C’est vrai, j’ai aussi une grande proximité avec Tania Garbarski et Charlie Dupont qui ont déjà joué ensemble dans deux de mes spectacles au Public. Tania est venue me voir parce qu’elle souhaitait une pièce où ils pourraient jouer tous les deux. Je lui ai dit que j’avais bien une idée de texte qui commencerait comme un film porno avec la visite d’un plombier chez une femme en nuisette, mais un porno où on n’arriverait jamais à la scène de sexe. Je leur ai donc écrit Tuyauterie. Ils ont ensuite rejoint le projet Les émotifs anonymes que j’avais adapté. On a tous eu la chance que ces deux spectacles fonctionnent bien, au Public et en tournée.
Jouer avec des gens que tu connais, est-ce un plus ou est-ce tout à fait indispensable ?
Au cinéma, certains réalisateurs changent d’équipe à chaque film, ils en ont besoin pour se renouveler. Moi, j’aime le travail au long cours. Je trouve agréable et rassurant de me trouver en pays de connaissance, et ça permet aussi d’accélérer les choses, on se connait, on sait de quoi chacun est capable et on se comprend rapidement. Cela dit, j’aime aussi me renouveler, en particulier dans les sujets que j’aborde.
Dans le cas de L’album photo, je connaissais assez bien Aylin, bien sûr, mais pas spécialement Georges. En revanche, Aylin et lui étaient ensemble au conservatoire et se sont retrouvés 30 ans après. Et ce qui est amusant dans notre trio, c’est que nous avons tous les trois des origines étrangères. Origines que l’on retrouve dans nos photos de famille même si on a presque toujours vécu ici.
Es-tu déjà sur un autre projet ?
J’ai toujours d’autres projets. J’écris un truc depuis des années. Je ne sais pas si ce sera une pièce ou un podcast. C’est un projet un peu vaste qui s’appelle BD. J’y explore le rapport qui existe entre la bande dessinée et l’antisémitisme. Mais je suis aussi sur d’autres choses. J’ai des problèmes d’attention, j’ai toujours besoin de faire plusieurs choses à la fois.

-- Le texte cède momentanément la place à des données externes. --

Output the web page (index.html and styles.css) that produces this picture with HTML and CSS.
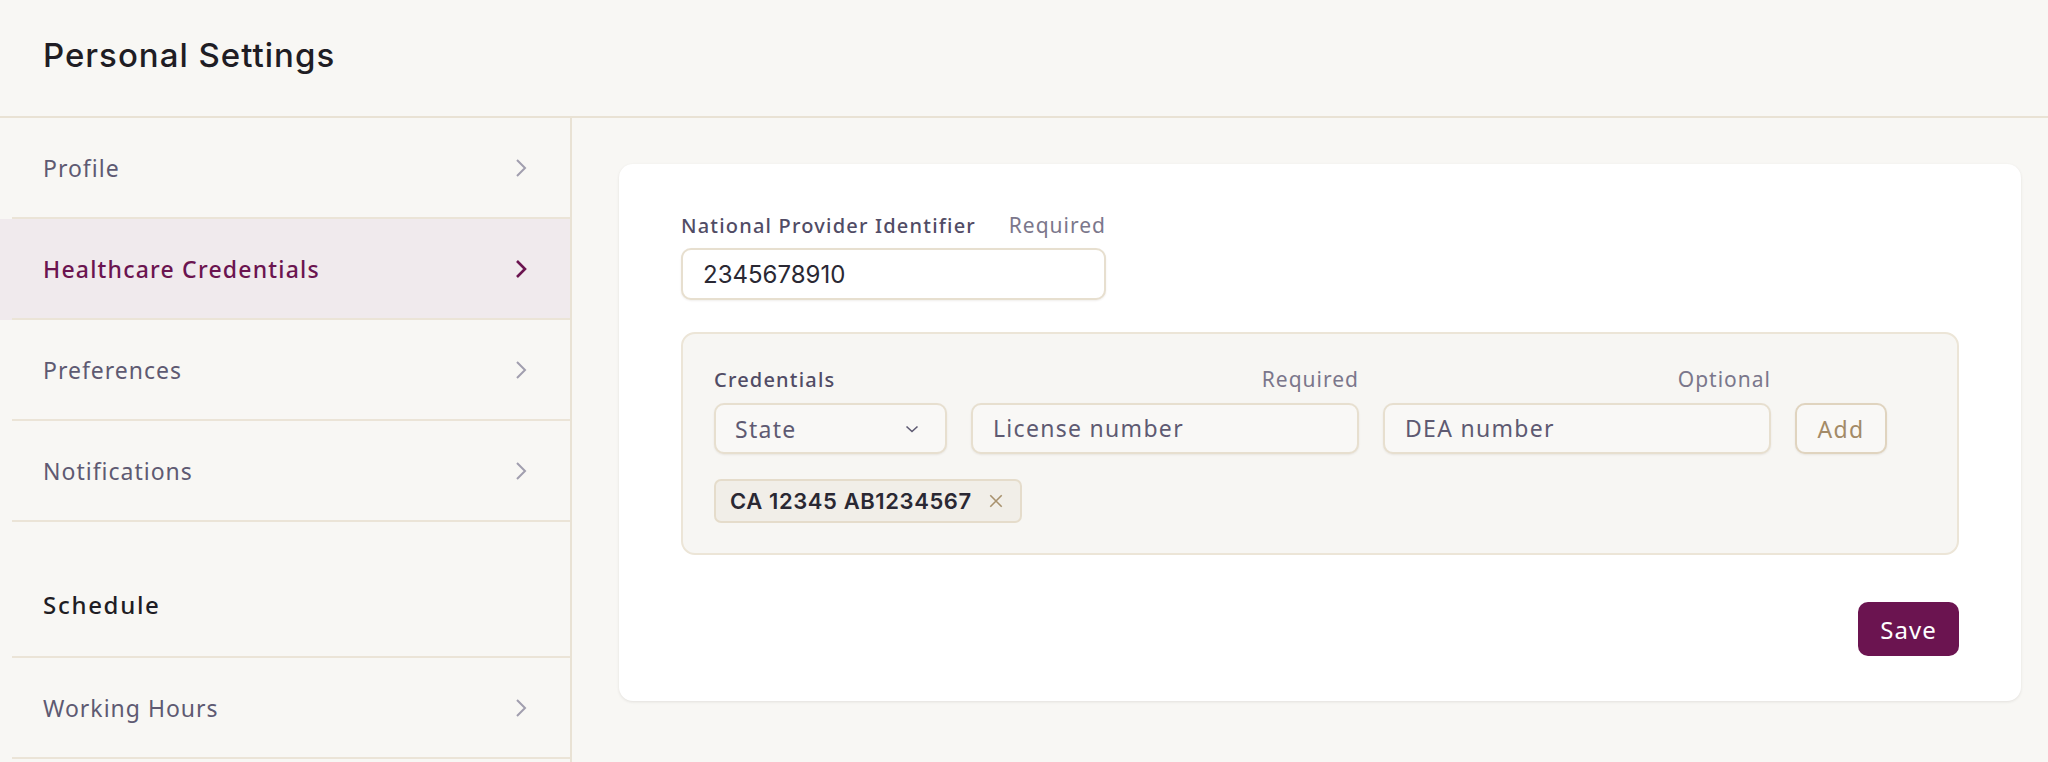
FILE: index.html
```html
<!DOCTYPE html>
<html lang="en">
<head>
    <meta charset="UTF-8">
    <meta name="viewport" content="width=device-width, initial-scale=1.0">
    <title>Personal Settings</title>
    <link rel="stylesheet" href="styles.css">
</head>
<body>
    <header class="page-header">
        <h1>Personal Settings</h1>
    </header>

    <div class="layout">
        <nav class="sidebar">
            <a class="nav-item" href="#">
                <span>Profile</span>
                <svg class="chevron" viewBox="0 0 12 20"><path d="M2 2l8 8-8 8"/></svg>
            </a>
            <a class="nav-item active" href="#">
                <span>Healthcare Credentials</span>
                <svg class="chevron" viewBox="0 0 12 20"><path d="M2 2l8 8-8 8"/></svg>
            </a>
            <a class="nav-item" href="#">
                <span>Preferences</span>
                <svg class="chevron" viewBox="0 0 12 20"><path d="M2 2l8 8-8 8"/></svg>
            </a>
            <a class="nav-item" href="#">
                <span>Notifications</span>
                <svg class="chevron" viewBox="0 0 12 20"><path d="M2 2l8 8-8 8"/></svg>
            </a>
            <div class="nav-section">Schedule</div>
            <a class="nav-item" href="#">
                <span>Working Hours</span>
                <svg class="chevron" viewBox="0 0 12 20"><path d="M2 2l8 8-8 8"/></svg>
            </a>
        </nav>

        <main class="content">
            <div class="card">
                <div class="field npi">
                    <div class="field-label">
                        <label>National Provider Identifier</label>
                        <span class="hint">Required</span>
                    </div>
                    <input class="text-input" type="text" value="2345678910">
                </div>

                <div class="credentials">
                    <div class="cred-grid">
                        <label class="cred-title">Credentials</label>
                        <span class="hint right">Required</span>
                        <span class="hint right">Optional</span>
                        <span></span>

                        <div class="select">
                            <span>State</span>
                            <svg class="caret" viewBox="0 0 14 8"><path d="M1.5 1.5l5.5 5 5.5-5"/></svg>
                        </div>
                        <input class="text-input" type="text" placeholder="License number">
                        <input class="text-input" type="text" placeholder="DEA number">
                        <button class="btn-add">Add</button>
                    </div>

                    <div class="chips">
                        <span class="chip">
                            CA 12345 AB1234567
                            <svg class="chip-remove" viewBox="0 0 14 14"><path d="M2 2l10 10M12 2L2 12"/></svg>
                        </span>
                    </div>
                </div>

                <div class="actions">
                    <button class="btn-save">Save</button>
                </div>
            </div>
        </main>
    </div>
</body>
</html>
```

FILE: styles.css
```css
body {
    margin: 0;
    padding: 0;
    background: #f8f7f4;
    font-family: 'Inter', 'Noto Sans', sans-serif;
    color: #1f1d24;
}

.page-header {
    height: 110px;
    display: flex;
    align-items: center;
    padding: 0 0 6px 43px;
    border-bottom: 2px solid #e9e2d4;
}

.page-header h1 {
    margin: 0;
    font-size: 33px;
    font-weight: 500;
    color: #1f1d24;
    letter-spacing: 1px;
}

.layout {
    display: flex;
    height: 644px;
}

/* left menu */
.sidebar {
    width: 570px;
    flex-shrink: 0;
    border-right: 2px solid #e9e2d4;
    display: flex;
    flex-direction: column;
}

.nav-item,
.nav-section {
    display: flex;
    align-items: center;
    justify-content: space-between;
    padding: 0 43px;
    font-family: 'Noto Sans', sans-serif;
    font-size: 23px;
    letter-spacing: 1px;
    text-decoration: none;
    color: #5e5a72;
    /* divider is inset from the left edge */
    background: linear-gradient(#ebe4d7, #ebe4d7) no-repeat 12px 100% / calc(100% - 12px) 2px;
}

.nav-item {
    height: 101px;
    box-sizing: border-box;
    padding-bottom: 2px;
}

.nav-item.active {
    background-color: #f0eaed;
    color: #6b1450;
    font-weight: 500;
    letter-spacing: 1.2px;
}

.chevron {
    width: 12px;
    height: 20px;
    fill: none;
    stroke: #a19eae;
    stroke-width: 2;
}

.nav-item.active .chevron {
    stroke: #6b1450;
    stroke-width: 2.6;
}

.nav-section {
    height: 136px;
    box-sizing: border-box;
    padding-top: 28px;
    font-size: 24px;
    letter-spacing: 1.7px;
    font-weight: 500;
    color: #1f1d24;
}

/* main panel */
.content {
    flex: 1;
    padding: 46px 27px 0 47px;
}

.card {
    background: #fff;
    border-radius: 14px;
    box-shadow: 0 1px 3px rgba(40, 30, 20, 0.1);
    padding: 47px 62px 45px 62px;
}

.field {
    width: 425px;
}

.field-label {
    display: flex;
    justify-content: space-between;
    align-items: center;
    height: 28px;
    margin-bottom: 9px;
}

.field-label label,
.cred-title {
    font-family: 'Noto Sans', sans-serif;
    font-size: 20px;
    font-weight: 500;
    letter-spacing: 1.2px;
    color: #514c65;
}

.hint {
    font-family: 'Noto Sans', sans-serif;
    font-size: 21px;
    letter-spacing: 1px;
    color: #7b778b;
}

.hint.right {
    text-align: right;
}

.text-input {
    box-sizing: border-box;
    width: 100%;
    height: 52px;
    padding: 0 20px;
    border: 2px solid #e7dfcf;
    border-radius: 10px;
    background: #fff;
    box-shadow: 0 1px 2px rgba(60, 40, 10, 0.08);
    font-family: 'Inter', sans-serif;
    font-size: 24px;
    color: #2a2833;
    outline: none;
}

.text-input::placeholder {
    font-family: 'Noto Sans', sans-serif;
    font-size: 23px;
    letter-spacing: 1.3px;
    color: #5e5a72;
    opacity: 1;
}

.credentials {
    margin-top: 32px;
    padding: 32px 31px 30px;
    background: #f7f6f3;
    border: 2px solid #ece5d7;
    border-radius: 14px;
}

.cred-grid {
    display: grid;
    grid-template-columns: 233px 388px 388px 92px;
    grid-template-rows: 26px 51px;
    column-gap: 24px;
    row-gap: 11px;
    align-items: center;
}

.cred-grid .text-input {
    height: 51px;
    background: #f9f8f6;
}

.select {
    box-sizing: border-box;
    height: 51px;
    display: flex;
    align-items: center;
    justify-content: space-between;
    padding: 0 26px 0 19px;
    border: 2px solid #e7dfcf;
    border-radius: 10px;
    background: #f9f8f6;
    box-shadow: 0 1px 2px rgba(60, 40, 10, 0.08);
    font-family: 'Noto Sans', sans-serif;
    font-size: 23px;
    letter-spacing: 1.3px;
    color: #5e5a72;
}

.caret {
    width: 14px;
    height: 8px;
    fill: none;
    stroke: #5e5a72;
    stroke-width: 1.6;
}

.btn-add {
    height: 51px;
    width: 92px;
    border: 2px solid #e0d4bf;
    border-radius: 10px;
    background: #f9f8f6;
    box-shadow: 0 1px 2px rgba(60, 40, 10, 0.08);
    font-family: 'Noto Sans', sans-serif;
    font-size: 23px;
    letter-spacing: 1.3px;
    color: #a38a67;
    cursor: pointer;
}

.chips {
    display: flex;
    margin-top: 25px;
}

.chip {
    display: inline-flex;
    align-items: center;
    gap: 16px;
    height: 44px;
    box-sizing: border-box;
    padding: 0 16px 0 14px;
    background: #f1eee8;
    border: 2px solid #e5dccb;
    border-radius: 7px;
    font-family: 'Inter', sans-serif;
    font-size: 22px;
    font-weight: 600;
    letter-spacing: 0.6px;
    color: #2a2833;
}

.chip-remove {
    width: 16px;
    height: 16px;
    fill: none;
    stroke: #a8916d;
    stroke-width: 1.4;
}

.actions {
    display: flex;
    justify-content: flex-end;
    margin-top: 47px;
}

.btn-save {
    width: 101px;
    height: 54px;
    border: none;
    border-radius: 10px;
    background: #6b1450;
    color: #fff;
    font-family: 'Noto Sans', sans-serif;
    font-size: 24px;
    letter-spacing: 1px;
    cursor: pointer;
}
```
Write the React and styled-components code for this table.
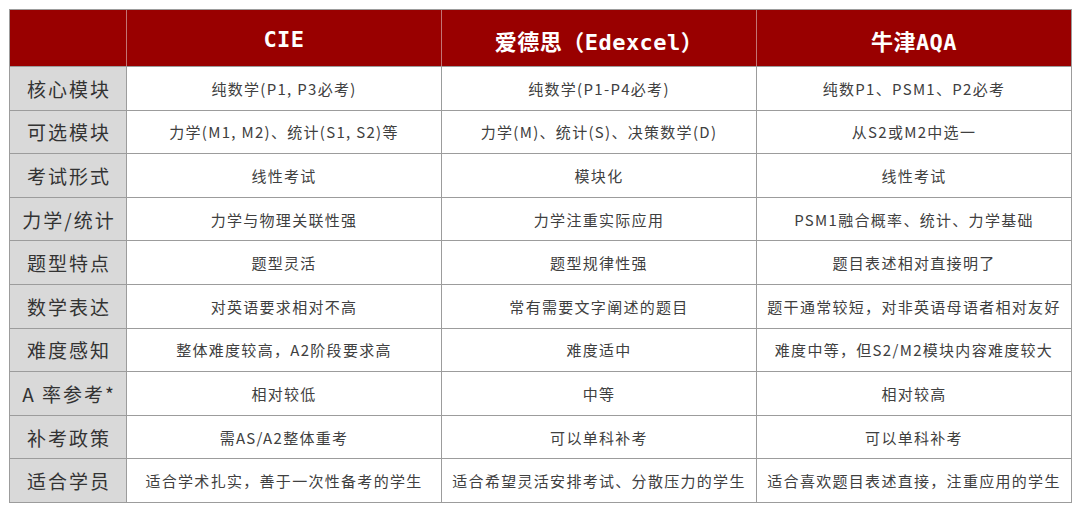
import React from "react";
import styled, { createGlobalStyle } from "styled-components";

const GlobalStyle = createGlobalStyle`
  html, body {
    margin: 0;
    padding: 0;
    background: #fff;
  }
  body {
    font-family: "Noto Sans CJK SC", sans-serif;
  }
`;

const Page = styled.div`
  width: 1080px;
  height: 512px;
  padding: 9px 0 0 9px;
  box-sizing: border-box;
`;

const Grid = styled.div`
  width: 1063px;
  height: 494px;
  box-sizing: border-box;
  padding: 1px;
  display: grid;
  grid-template-columns: 116px 314px 314px 314px;
  grid-template-rows: 56px repeat(10, 1fr);
  gap: 1px;
  background: #9c9c9c;
`;

const HeadCell = styled.div`
  background: #990000;
  color: #fff;
  display: flex;
  align-items: center;
  justify-content: center;
  padding-top: 3px;
  font-family: "DejaVu Sans Mono", "Noto Sans CJK SC", monospace;
  font-weight: bold;
  font-size: 22px;
  letter-spacing: 0.5px;
  box-shadow: -1px 0 0 #c27474;
  &:first-child {
    box-shadow: none;
  }
`;

const LabelCell = styled.div`
  background: #d9d9d9;
  color: #333;
  display: flex;
  align-items: center;
  justify-content: center;
  font-family: "Noto Sans CJK SC", sans-serif;
  font-size: 19px;
  letter-spacing: 2px;
  padding-left: 2px;
`;

const Cell = styled.div`
  background: #fff;
  color: #404040;
  display: flex;
  align-items: center;
  justify-content: center;
  white-space: nowrap;
  font-family: "Noto Sans CJK SC", sans-serif;
  font-size: 15px;
  letter-spacing: 1.3px;
`;

const headers = ["", "CIE", "爱德思（Edexcel）", "牛津AQA"];

const rows = [
  ["核心模块", "纯数学(P1, P3必考)", "纯数学(P1-P4必考)", "纯数P1、PSM1、P2必考"],
  ["可选模块", "力学(M1, M2)、统计(S1, S2)等", "力学(M)、统计(S)、决策数学(D)", "从S2或M2中选一"],
  ["考试形式", "线性考试", "模块化", "线性考试"],
  ["力学/统计", "力学与物理关联性强", "力学注重实际应用", "PSM1融合概率、统计、力学基础"],
  ["题型特点", "题型灵活", "题型规律性强", "题目表述相对直接明了"],
  ["数学表达", "对英语要求相对不高", "常有需要文字阐述的题目", "题干通常较短，对非英语母语者相对友好"],
  ["难度感知", "整体难度较高，A2阶段要求高", "难度适中", "难度中等，但S2/M2模块内容难度较大"],
  ["A 率参考*", "相对较低", "中等", "相对较高"],
  ["补考政策", "需AS/A2整体重考", "可以单科补考", "可以单科补考"],
  ["适合学员", "适合学术扎实，善于一次性备考的学生", "适合希望灵活安排考试、分散压力的学生", "适合喜欢题目表述直接，注重应用的学生"],
];

export default function App() {
  return (
    <Page>
      <GlobalStyle />
      <Grid>
        {headers.map((h, i) => (
          <HeadCell key={"h" + i}>{h}</HeadCell>
        ))}
        {rows.map((row) => (
          <React.Fragment key={row[0]}>
            <LabelCell>{row[0]}</LabelCell>
            {row.slice(1).map((text, i) => (
              <Cell key={i}>{text}</Cell>
            ))}
          </React.Fragment>
        ))}
      </Grid>
    </Page>
  );
}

En confidence, avant de nous quitter, vous vous ressemblez, Aylin et toi ?
Mais pas du tout ! Aylin est un ours qui fait semblant d’être sociale. Moi, en réalité, j’ai toujours besoin d’avoir plein de gens autour de moi, mais je fais semblant d’être un ours.
Propos recueillis par Deborah Danblon
Photo © Kim Leleux
A VOIR : L’Album photo du 29.02 au 23.03.24
VUS AU PUBLIC :
L’invisible (1997)
Les mangeuses de chocolat(1997)
Jef (1998)
Une aventure de Simon Rapoport, guerrier de l’espace (1998)
Pitch (1999)
Une liaison pornographique (2001)
Les témoins (2005)
Paternel (2009)
Le jeu des cigognes (2014)
Tuyauterie (2014)
Le retour des Simone (2019)
Dieu(x) Mode d’emploi (2019)
Les émotifs anonymes (2020)
Ogresse (2021)
L’album Photo (2024)
LA PETITE BIO :
Je suis né le 26 juillet 1964, à Téhéran. Ma mère est d’origine iranienne. Mon père est belge, d’origine juive polonaise et autrichienne. J’ai deux frères, un peu plus jeunes que moi.
J’ai vécu deux ans en Angleterre, trois ans aux USA, cinq ans en Belgique, quatre ans en Iran. Depuis la révolution iranienne, en 1979, je vis en Belgique, à Bruxelles, à part un séjour de dix mois en Israël quand j’avais 18 ans.
J’ai fait des études de montage cinéma, à l’INSAS. Depuis, j’écris.
J’ai reçu quelques prix. On a traduit certaines de mes œuvres, entre autres en italien, en allemand, en chinois, en russe, en néerlandais. Je suis beaucoup beaucoup moins célèbre que Stephen King. Mais je parviens à vivre de l’écriture.
J’ai écrit des scénarios de films (entre autres « Une Liaison Pornographique », « Le Tango des Rashevski », « La Femme de Gilles », « Thomas est amoureux »), des pièces de théâtre (entre autres « Les Mangeuses de Chocolat », « L’Invisible », « Le Village Oublié d’au-delà des Montagnes », « Les Témoins », « Tuyauterie »), des romans (entre autres « De Cendres et de Fumée », « Le Livre des Rabinovitch », « Johnny Bruxelles »). J’ai aussi mis en scène certaines des pièces que j’ai écrites et réalisé plusieurs films (entre autres « Un Honnête Commerçant » et « La Couleur des mots »).
Je suis le mari de la comédienne Aylin Yay. Nous avons deux garçons, Théo et Elie.
J’aime le thé vert, le chocolat, les riz iraniens, les bains.